施設報告

松山中央公園多目的競技場の照明設備

国内営業事業部 第二営業部 近畿技術設計センター
国内営業事業部 営業技術部
国内営業事業部 第二営業部 松山事務所

キーワード

松山中央公園,公営競技場,競輪場,多目的競技場,パワービーム™,角形投光器,ビームオン®

1. はじめに

松山競輪場は,愛媛県松山市中心部の堀之内に位置している。今回,移転計画として松山市坪西町にある松山中央公園内に競輪施設をメインとした多目的競技場を新たに建設し,照明設備工事は平成16年9月に完成した。施設全体としては平成16年12月完成予定である。

松山中央公園内には,多目的競技場の他に,坊ちゃんスタジアム,県立武道館,マドンナスタジアム,屋内運動場,テニスコート,多目的運動広場等のスポーツ施設がある。

今回の多目的競技場は,競輪場として昼間の競技や夜間練習の他に野外コンサート等のイベントやスポーツ合宿にも利用できるなど,多目的な機能を有する競技場である。

本稿では同設備の照明手法や設備概要について紹介する。

施主
松山市
電気施工業者
栗原・共立共同企業体

2.照明設計及び照明手法

図1 点灯状況

本多目的競技場には,競走路照明として夜間練習用と薄暮時の決勝線用照明設備を設置した。また,多目的利用として野外コンサート照明,スポーツ照明,イベント照明などの設備を設けた。施設全体のスペースを有効利用するために走路内側に照明鉄塔を設けないものとし,走路外側からの投光照明方式とした。(図1)

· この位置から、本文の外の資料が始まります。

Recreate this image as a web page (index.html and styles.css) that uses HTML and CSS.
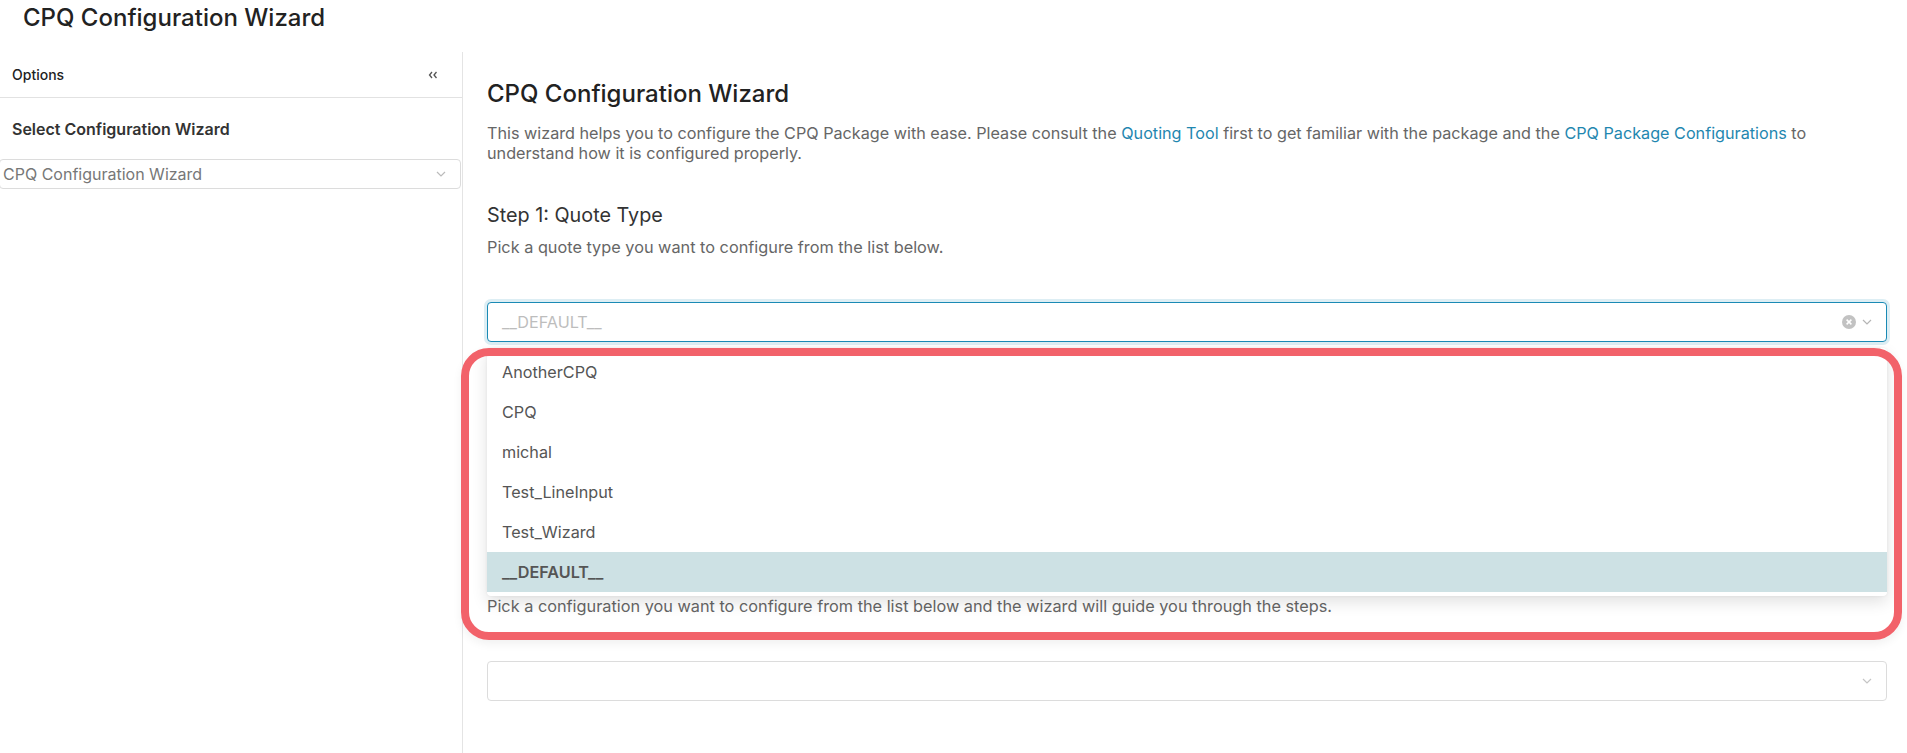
FILE: index.html
```html
<!DOCTYPE html>
<html lang="en">
<head>
<meta charset="utf-8">
<title>CPQ Configuration Wizard</title>
<link rel="stylesheet" href="styles.css">
</head>
<body>
<header class="page-title">CPQ Configuration Wizard</header>
<div class="layout">
  <aside class="sidebar">
    <div class="sidebar-header">
      <span class="sidebar-label">Options</span>
      <svg class="collapse" width="10" height="8" viewBox="0 0 10 8"><polyline points="4,1 1.5,4 4,7" fill="none" stroke="#555" stroke-width="1.3"/><polyline points="8.5,1 6,4 8.5,7" fill="none" stroke="#555" stroke-width="1.3"/></svg>
    </div>
    <div class="sidebar-title">Select Configuration Wizard</div>
    <div class="sidebar-select">
      <span>CPQ Configuration Wizard</span>
      <svg class="chev" width="10" height="6" viewBox="0 0 10 6"><polyline points="1,1 5,5 9,1" fill="none" stroke="#bbb" stroke-width="1.2"/></svg>
    </div>
  </aside>
  <main class="main">
    <h2 class="main-title">CPQ Configuration Wizard</h2>
    <p class="intro">This wizard helps you to configure the CPQ Package with ease. Please consult the <a class="link">Quoting Tool</a> first to get familiar with the package and the <a class="link">CPQ Package Configurations</a> to understand how it is configured properly.</p>

    <h3 class="step-title">Step 1: Quote Type</h3>
    <p class="step-desc">Pick a quote type you want to configure from the list below.</p>
    <div class="select-wrap">
      <div class="select focused">
        <span class="placeholder">__DEFAULT__</span>
        <span class="select-icons">
          <svg width="14" height="14" viewBox="0 0 14 14"><circle cx="7" cy="7" r="7" fill="#c2c2c2"/><path d="M4.6 4.6 L9.4 9.4 M9.4 4.6 L4.6 9.4" stroke="#fff" stroke-width="1.5"/></svg>
          <svg width="10" height="6" viewBox="0 0 10 6"><polyline points="1,1 5,5 9,1" fill="none" stroke="#b5b5b5" stroke-width="1.2"/></svg>
        </span>
      </div>
      <ul class="menu">
        <li class="menu-item">AnotherCPQ</li>
        <li class="menu-item">CPQ</li>
        <li class="menu-item">michal</li>
        <li class="menu-item">Test_LineInput</li>
        <li class="menu-item">Test_Wizard</li>
        <li class="menu-item selected">__DEFAULT__</li>
      </ul>
    </div>

    <p class="step-desc step-two">Pick a configuration you want to configure from the list below and the wizard will guide you through the steps.</p>
    <div class="select">
      <span class="placeholder"></span>
      <span class="select-icons">
        <svg width="10" height="6" viewBox="0 0 10 6"><polyline points="1,1 5,5 9,1" fill="none" stroke="#c5c5c5" stroke-width="1.2"/></svg>
      </span>
    </div>
  </main>
</div>
<div class="annotation"></div>
</body>
</html>
```
FILE: styles.css
```css
* { box-sizing: border-box; }
html, body { margin: 0; padding: 0; height: 100%; }
body {
  font-family: Inter, "Noto Sans", sans-serif;
  color: #333;
  background: #fff;
  overflow: hidden;
  position: relative;
}
.page-title {
  height: 52px;
  line-height: 36px;
  padding-left: 23px;
  font-size: 24px;
  font-weight: 500;
  color: #222;
}
.layout {
  display: flex;
  height: calc(100% - 52px);
}
.sidebar {
  width: 463px;
  flex: none;
  border-right: 1px solid #e4e4e4;
}
.sidebar-header {
  height: 46px;
  border-bottom: 1px solid #e2e2e2;
  display: flex;
  align-items: center;
  justify-content: space-between;
  padding: 0 24px 0 12px;
}
.sidebar-label {
  font-size: 14px;
  font-weight: 500;
  color: #222;
}
.sidebar-title {
  margin-top: 20px;
  padding-left: 12px;
  font-size: 16px;
  font-weight: 600;
  line-height: 22px;
  color: #333;
}
.sidebar-select {
  margin: 19px 1px 0 -1px;
  height: 30px;
  border: 1px solid #dcdcdc;
  border-radius: 4px;
  display: flex;
  align-items: center;
  justify-content: space-between;
  padding: 0 14px 0 3px;
  font-size: 16px;
  color: #777;
}
.main {
  flex: 1;
  padding: 0 20px 0 24px;
}
.main-title {
  margin: 27px 0 0;
  font-size: 24px;
  line-height: 30px;
  font-weight: 500;
  color: #222;
}
.intro {
  margin: 14px 0 0;
  font-size: 16.2px;
  line-height: 20px;
  color: #666;
}
.link { color: #1f87b0; text-decoration: none; }
.step-title {
  margin: 40px 0 0;
  font-size: 19.8px;
  line-height: 24px;
  font-weight: 400;
  color: #333;
}
.step-desc {
  margin: 10px 0 45px;
  font-size: 16.3px;
  line-height: 20px;
  color: #666;
}
.step-two { margin-top: 254px; }
.select-wrap { position: relative; }
.select {
  height: 40px;
  border: 1px solid #dcdcdc;
  border-radius: 4px;
  display: flex;
  align-items: center;
  justify-content: space-between;
  padding: 0 14px 0 14px;
  font-size: 16.2px;
  background: #fff;
}
.select.focused {
  border-color: #1a8ab5;
  box-shadow: 0 0 0 3px rgba(26, 138, 181, 0.15);
}
.placeholder { color: #bdbdbd; }
.select-icons {
  display: flex;
  align-items: center;
  gap: 6px;
}
.menu {
  position: absolute;
  left: 0;
  right: 0;
  top: calc(100% + 6px);
  margin: 0;
  padding: 4px 0;
  list-style: none;
  background: #fff;
  border-radius: 4px;
  box-shadow: 0 6px 16px rgba(0, 0, 0, 0.12), 0 0 3px rgba(0, 0, 0, 0.06);
  z-index: 5;
}
.menu-item {
  height: 40px;
  line-height: 40px;
  padding-left: 15px;
  font-size: 16.2px;
  color: #555;
}
.menu-item.selected {
  background: #cde1e4;
  font-weight: 600;
}
.annotation {
  position: absolute;
  left: 461px;
  top: 348px;
  width: 1441px;
  height: 292px;
  border: 8px solid #f2626a;
  border-radius: 28px;
  box-shadow: 0 4px 10px rgba(0, 0, 0, 0.06);
  z-index: 10;
  pointer-events: none;
}
```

走路及び多目的スペースの照明は下記の事項に留意する必要がある。

  1. コースを効率的にかつ均斉度良く照明する事
  2. 選手・観客へのグレアを軽減させる事
  3. 選手のユニフォームの色を判別しやすく,より鮮明に見えるようにする事
  4. 周辺及び上空への漏れ光を軽減させる事

上記の事項を満足させるためには,次に示す照明手法を用いることが効果的である。

  1. 小型高出力器具の使用
    鉄塔及びメインスタンド屋根からの照明には,ビーム効率が高く小型の器具を使用する。
    (スポーツ照明器具「パワービーム™」)
  2. 高効率器具の使用
    遠方からの照明には,ビーム効率の高い器具を使用する。
    (スポーツ照明器具「ビームオン®」)
  3. 横長配光の器具の使用
    高さの低いスタンド屋根などの近距離から走路を照らす場合,光ムラが生じやすいので軸光度が比較的低く,横長配光の照明器具を使用する。
    (角形投光器)
  4. ルーバの使用
    グレア,漏れ光を軽減させるため器具にルーバを装着する。
    (外付けルーバ,内蔵ルーバ)
  5. 高演色形ランプの使用
    走路照明としては,選手のユニフォームの色の見え方やTV放映を考慮して高演色形(Ra=92)のランプ(高演色高出力形メタルハライドランプ「クウォーツアーク®」)を使用する。
  6. 低誘虫ランプの使用
    多目的照明用に使用するランプは,ランプから出る光の波長のうち虫が好む波長(380nm以下)をカットした低誘虫(UVカット形)メタルハライドランプを使用して飛来してくる虫を約50%軽減(当社比)している。